# The data start

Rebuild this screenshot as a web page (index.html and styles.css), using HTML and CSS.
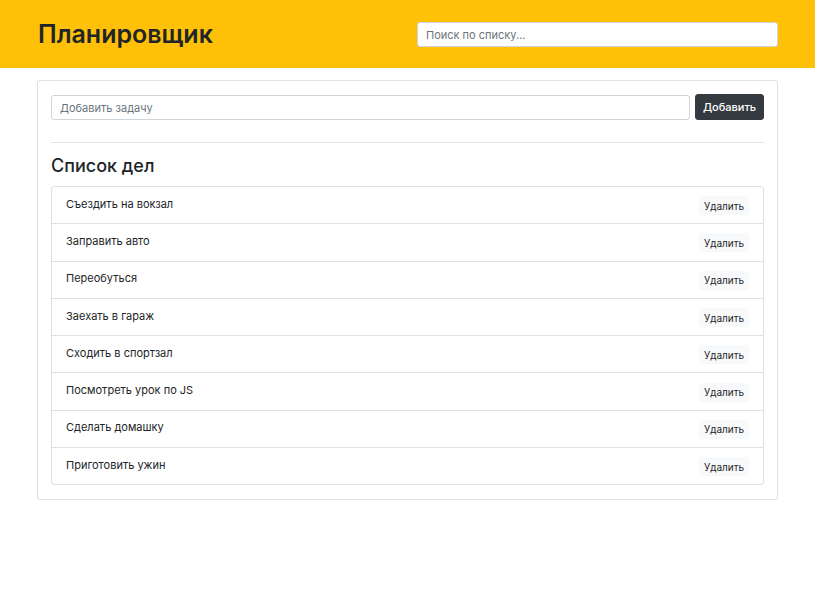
FILE: index.html
```html
<!DOCTYPE html>
<html lang="ru">
<head>
<meta charset="utf-8">
<title>Планировщик</title>
<link rel="stylesheet" href="styles.css">
</head>
<body>
<header class="header">
  <div class="header-inner">
    <h1 class="brand">Планировщик</h1>
    <input class="search" type="text" placeholder="Поиск по списку...">
  </div>
</header>
<main class="card">
  <form class="add-form">
    <input class="add-input" type="text" placeholder="Добавить задачу">
    <button class="btn-dark" type="button">Добавить</button>
  </form>
  <hr class="divider">
  <h2 class="list-title">Список дел</h2>
  <ul class="list">
    <li class="item"><span>Съездить на вокзал</span><button class="btn-del" type="button">Удалить</button></li>
    <li class="item"><span>Заправить авто</span><button class="btn-del" type="button">Удалить</button></li>
    <li class="item"><span>Переобуться</span><button class="btn-del" type="button">Удалить</button></li>
    <li class="item"><span>Заехать в гараж</span><button class="btn-del" type="button">Удалить</button></li>
    <li class="item"><span>Сходить в спортзал</span><button class="btn-del" type="button">Удалить</button></li>
    <li class="item"><span>Посмотреть урок по JS</span><button class="btn-del" type="button">Удалить</button></li>
    <li class="item"><span>Сделать домашку</span><button class="btn-del" type="button">Удалить</button></li>
    <li class="item"><span>Приготовить ужин</span><button class="btn-del" type="button">Удалить</button></li>
  </ul>
</main>
</body>
</html>
```
FILE: styles.css
```css
* { box-sizing: border-box; }
body {
  margin: 0;
  font-family: Inter, "Liberation Sans", Arial, sans-serif;
  color: #212529;
  background: #fff;
}
.header {
  background: #ffc107;
  height: 68px;
}
.header-inner {
  width: 741px;
  margin: 0 0 0 37px;
  height: 68px;
  display: flex;
  align-items: center;
  justify-content: space-between;
}
.brand {
  margin: 0 0 0 1px;
  font-size: 25px;
  font-weight: 600;
  line-height: 1.2;
  color: #212529;
}
.search, .add-input {
  font-family: inherit;
  font-size: 11px;
  color: #495057;
  height: 25px;
  border: 1px solid #ced4da;
  border-radius: 3px;
  padding: 0 8px;
  background: #fff;
  outline: none;
}
.search {
  width: 361px;
  margin-top: 1px;
}
.search::placeholder, .add-input::placeholder { color: #6c757d; }
.card {
  width: 741px;
  margin: 12px 0 0 37px;
  border: 1px solid rgba(0,0,0,.125);
  border-radius: 3px;
  padding: 13px 13px 14px;
}
.add-form {
  display: flex;
  gap: 5px;
  align-items: center;
}
.add-input {
  flex: 1;
  margin-top: 1px;
}
.btn-dark {
  font-family: inherit;
  font-size: 11px;
  font-weight: 500;
  color: #fff;
  background: #343a40;
  border: 1px solid #343a40;
  border-radius: 3px;
  height: 26px;
  width: 69px;
  padding: 0;
}
.divider {
  border: 0;
  border-top: 1px solid rgba(0,0,0,.1);
  margin: 22px 0 0;
}
.list-title {
  margin: 12px 0 0;
  font-size: 18px;
  font-weight: 500;
  line-height: 1.2;
  height: 31px;
}
.list {
  list-style: none;
  margin: 0;
  padding: 0;
  border: 1px solid rgba(0,0,0,.125);
  border-radius: 3px;
}
.item {
  display: flex;
  align-items: center;
  justify-content: space-between;
  height: 37.29px;
  padding: 0 14px 0 14px;
  font-size: 11px;
  border-top: 1px solid rgba(0,0,0,.125);
}
.item:first-child {
  border-top: 0;
  height: 36.3px;
}
.item span { margin-top: -3px; }
.btn-del {
  font-family: inherit;
  font-size: 10px;
  color: #212529;
  background: #f8f9fa;
  border: 0;
  border-radius: 2px;
  width: 50px;
  height: 19px;
  padding: 0;
  margin-top: 1px;
}
```
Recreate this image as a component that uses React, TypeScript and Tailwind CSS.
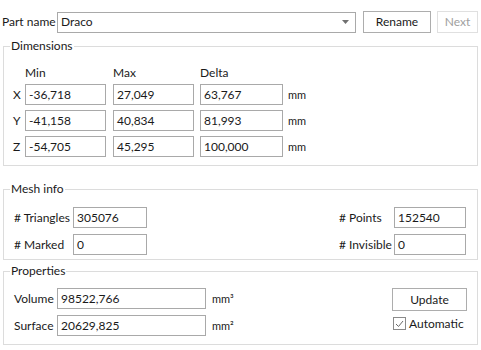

# The data end

Look for the word "this" and return every line where it occurs.

Rebuild this screenshot as a web page (index.html and styles.css), using HTML and CSS.
Recreate this image as a component that uses React, TypeScript and Tailwind CSS.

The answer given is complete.